This trick seems counterproductive. After all, if you're trying to grow out your hair, why would you chop it off? The fact is that weak, overprocessed hair can't grow. Instead, it snaps off at the ends, leaving you with a head full of uneven locks. When you first begin growing out your hair, head to the salon to lop off any split ends and damage, making it the perfect canvas upon which your beautiful creation will grow. As your hair begins to grow out, trim it often to maintain the same blunt, healthy look without dead ends.
Crimpers, curlers and flat irons are the enemy of long hair. Heated tools scald hair into taking shape, leaving behind damage in the process. If you want to curl your hair, think about using foam curlers instead. They're easy to use and with no heat, there's no risk of damaging your growing hair.
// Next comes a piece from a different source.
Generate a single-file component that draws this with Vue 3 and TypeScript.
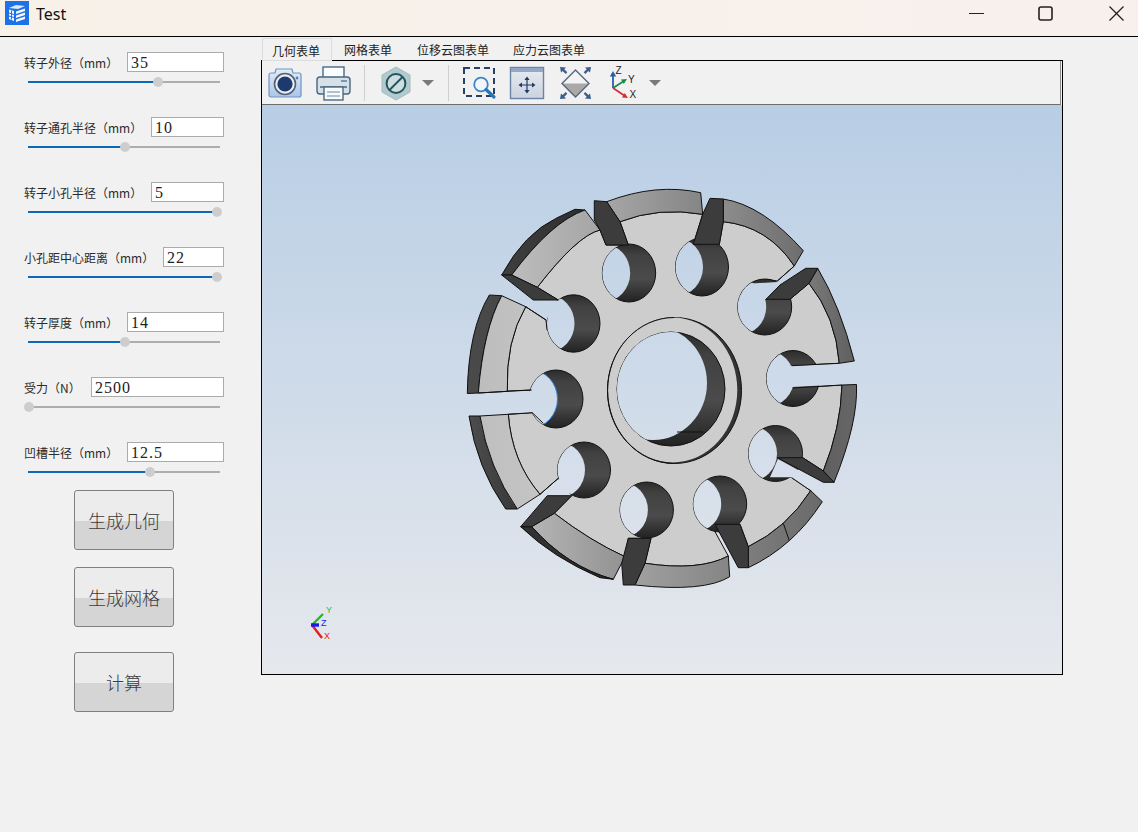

If you'd like to use a hair dryer, use it on its lowest heat setting to avoid damage and use a heat-protecting product.
Harsh chemicals have no place near your hair anymore. Peroxide, perm and straightening chemicals are especially harmful to fragile follicles. Going au natural is the best way to ensure you don't let chemical damage get in the way of you and your long hair.
Just as the right food can strengthen your body, it can also strengthen your hair. Proteins in beans and poultry, as well as "good fats" in avocados, salmon and nuts can help you grow hair long and strong. On the opposite side of the spectrum, crash dieting can lead to brittle hair, or even hair loss. Get your proteins and fatty acids, even if it's only for your hair.
When combing out knots from your growing hair, make sure you do it gradually. Ripping knots out will only damage otherwise healthy strands of hair. Be careful with what kind of brush you use. A natural fiber brush, like one made with boar hair bristles, is softer on the head and gentle on the hair.